Dress Barn acknowledged that it had done business with one of the factories in the past, but had not taken any orders from the facility since 2010. Walmart was listed as a customer on the website of Ether Tex, one of the garment factories housed in Rana Plaza. But the company indicated that any connection it may have had to Ether Tex predated the factory’s move to the stricken building, The Wall Street Journal reported.  

Many unfamiliar names have also been found on labels pulled from the disaster site and activists are still working to figure out where these brands are based and who is behind them.

The investigation process is expected to take longer than usual given the unique nature of the Rana Plaza disaster. Unlike fires, which have plagued Bangladesh’s garment industry in the past, a building collapse requires a massive excavation before all the evidence can be gathered.

“A lot of this stuff is buried along with a lot of bodies. So this may be an unusual situation in which material is being found over a period of weeks or months,” Nova said. “Who knows what’s going to be found under the rubble.”

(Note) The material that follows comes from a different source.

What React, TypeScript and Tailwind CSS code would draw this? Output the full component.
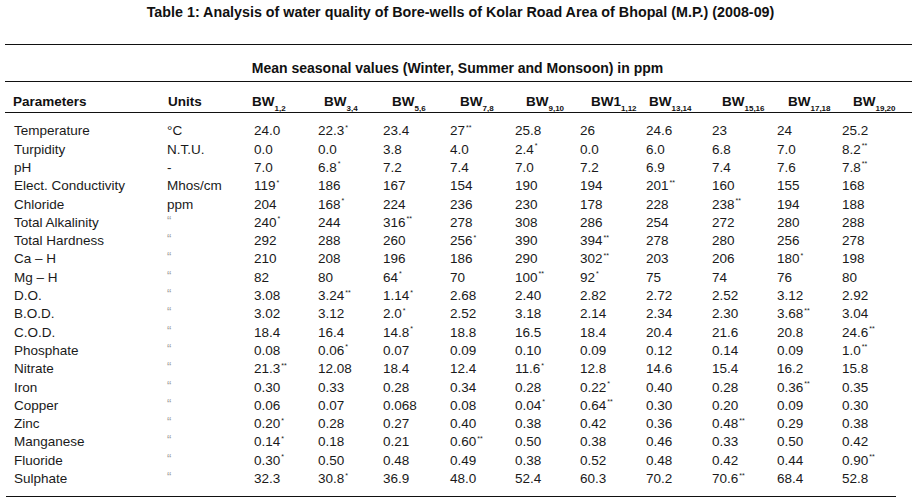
import React from 'react';

type Row = [string, string, string[]];

const rows: Row[] = [
  ['Temperature', '°C', ['24.0', '22.3*', '23.4', '27**', '25.8', '26', '24.6', '23', '24', '25.2']],
  ['Turpidity', 'N.T.U.', ['0.0', '0.0', '3.8', '4.0', '2.4*', '0.0', '6.0', '6.8', '7.0', '8.2**']],
  ['pH', '-', ['7.0', '6.8*', '7.2', '7.4', '7.0', '7.2', '6.9', '7.4', '7.6', '7.8**']],
  ['Elect. Conductivity', 'Mhos/cm', ['119*', '186', '167', '154', '190', '194', '201**', '160', '155', '168']],
  ['Chloride', 'ppm', ['204', '168*', '224', '236', '230', '178', '228', '238**', '194', '188']],
  ['Total Alkalinity', '“', ['240*', '244', '316**', '278', '308', '286', '254', '272', '280', '288']],
  ['Total Hardness', '“', ['292', '288', '260', '256*', '390', '394**', '278', '280', '256', '278']],
  ['Ca – H', '“', ['210', '208', '196', '186', '290', '302**', '203', '206', '180*', '198']],
  ['Mg – H', '“', ['82', '80', '64*', '70', '100**', '92*', '75', '74', '76', '80']],
  ['D.O.', '“', ['3.08', '3.24**', '1.14*', '2.68', '2.40', '2.82', '2.72', '2.52', '3.12', '2.92']],
  ['B.O.D.', '“', ['3.02', '3.12', '2.0*', '2.52', '3.18', '2.14', '2.34', '2.30', '3.68**', '3.04']],
  ['C.O.D.', '“', ['18.4', '16.4', '14.8*', '18.8', '16.5', '18.4', '20.4', '21.6', '20.8', '24.6**']],
  ['Phosphate', '“', ['0.08', '0.06*', '0.07', '0.09', '0.10', '0.09', '0.12', '0.14', '0.09', '1.0**']],
  ['Nitrate', '“', ['21.3**', '12.08', '18.4', '12.4', '11.6*', '12.8', '14.6', '15.4', '16.2', '15.8']],
  ['Iron', '“', ['0.30', '0.33', '0.28', '0.34', '0.28', '0.22*', '0.40', '0.28', '0.36**', '0.35']],
  ['Copper', '“', ['0.06', '0.07', '0.068', '0.08', '0.04*', '0.64**', '0.30', '0.20', '0.09', '0.30']],
  ['Zinc', '“', ['0.20*', '0.28', '0.27', '0.40', '0.38', '0.42', '0.36', '0.48**', '0.29', '0.38']],
  ['Manganese', '“', ['0.14*', '0.18', '0.21', '0.60**', '0.50', '0.38', '0.46', '0.33', '0.50', '0.42']],
  ['Fluoride', '“', ['0.30*', '0.50', '0.48', '0.49', '0.38', '0.52', '0.48', '0.42', '0.44', '0.90**']],
  ['Sulphate', '“', ['32.3', '30.8*', '36.9', '48.0', '52.4', '60.3', '70.2', '70.6**', '68.4', '52.8']],
];

// header: [main, subscript]
const wells: [string, string][] = [
  ['BW', '1,2'], ['BW', '3,4'], ['BW', '5,6'], ['BW', '7,8'], ['BW', '9,10'],
  ['BW1', '1,12'], ['BW', '13,14'], ['BW', '15,16'], ['BW', '17,18'], ['BW', '19,20'],
];

const dataCols = ['w-[64px]', 'w-[65px]', 'w-[67px]', 'w-[65px]', 'w-[65px]', 'w-[66px]', 'w-[66px]', 'w-[65px]', 'w-[65px]', 'flex-1'];
const headCols = ['w-[72px]', 'w-[68px]', 'w-[68px]', 'w-[66px]', 'w-[65px]', 'w-[58px]', 'w-[73px]', 'w-[66px]', 'w-[65px]', 'flex-1'];

const Value: React.FC<{ v: string }> = ({ v }) => {
  const m = v.match(/^(.*?)(\**)$/);
  const num = m ? m[1] : v;
  const stars = m ? m[2] : '';
  return (
    <span>
      {num}
      {stars && <sup className="text-[7px] leading-none align-[2px] ml-[1px]">{stars}</sup>}
    </span>
  );
};

export default function App() {
  return (
    <div className="w-[915px] h-[501px] bg-white overflow-hidden text-[#1a1a1a] font-['Liberation_Sans',Arial,sans-serif]">
      {/* Title */}
      <div className="h-[26px] flex items-center justify-center text-[14.3px] font-bold text-[#111] pl-[6px]">
        Table 1: Analysis of water quality of Bore-wells of Kolar Road Area of Bhopal (M.P.) (2008-09)
      </div>

      <div className="mt-[18px] ml-[5px] w-[907px] border-t-[1.5px] border-[#111]" />

      <div className="h-[36px] flex items-center justify-center text-[14px] font-bold text-[#111] pt-[10px]">
        Mean seasonal values (Winter, Summer and Monsoon) in ppm
      </div>

      <div className="ml-[5px] w-[907px] border-t-[1.5px] border-[#111]" />

      {/* Header row */}
      <div className="flex items-center h-[30px] pt-[10px] pl-[13px] text-[13.5px] font-bold text-[#111]">
        <div className="w-[155px]">Parameters</div>
        <div className="w-[84px]">Units</div>
        {wells.map(([main, sub], i) => (
          <div key={i} className={`${headCols[i]} whitespace-nowrap`}>
            {main}
            <sub className="text-[8px] leading-none align-[-3px]">{sub}</sub>
          </div>
        ))}
      </div>

      <div className="ml-[5px] w-[907px] border-t-[1.5px] border-[#111]" />

      {/* Data rows */}
      <div className="pt-[9px] pb-[8px]">
        {rows.map(([param, unit, values]) => (
          <div key={param} className="flex items-center h-[18.3px] pl-[14px] text-[13.5px] leading-none">
            <div className="w-[153px] whitespace-nowrap">{param}</div>
            <div className="w-[87px]">
              {unit === '“' ? (
                <span className="text-[13px] text-[#a0a0a0] relative top-[-2px]">“</span>
              ) : (
                unit
              )}
            </div>
            {values.map((v, i) => (
              <div key={i} className={`${dataCols[i]} whitespace-nowrap`}>
                <Value v={v} />
              </div>
            ))}
          </div>
        ))}
      </div>

      <div className="ml-[6px] w-[890px] border-t-[1.5px] border-[#111]" />
    </div>
  );
}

As of Monday, the death toll at Rana Plaza surpassed 650 and scores were still missing. The eight-story building was evacuated the day before its April 24 collapse after giant cracks appeared on the structure. The factories, however, were back up and running the following day. More than 3,000 people were inside Rana Plaza when it caved in.

Since the disaster, the building’s owner, Sohel Rana, has been arrested, along with his father, engineers and four factory owners. The mayor of Savar, where the factory was located, was also suspended for allegedly allowing the illegal construction of the building.

Barbara Briggs, a spokeswoman from the Institute for Global Labour and Human Rights, which has been gathering testimonies from victims of the collapse, said that some of the injured will be completely disabled for the rest of their lives.

“These companies ought to pony up and provide compensation to the families to try to at least take care of some of the material needs that they’re going to have for this disaster,” she said. “Longer term,” she added, “we’re all going to have to think long and hard about how we assure the basic safety and most fundamental rights of the workers who make the products that we buy.”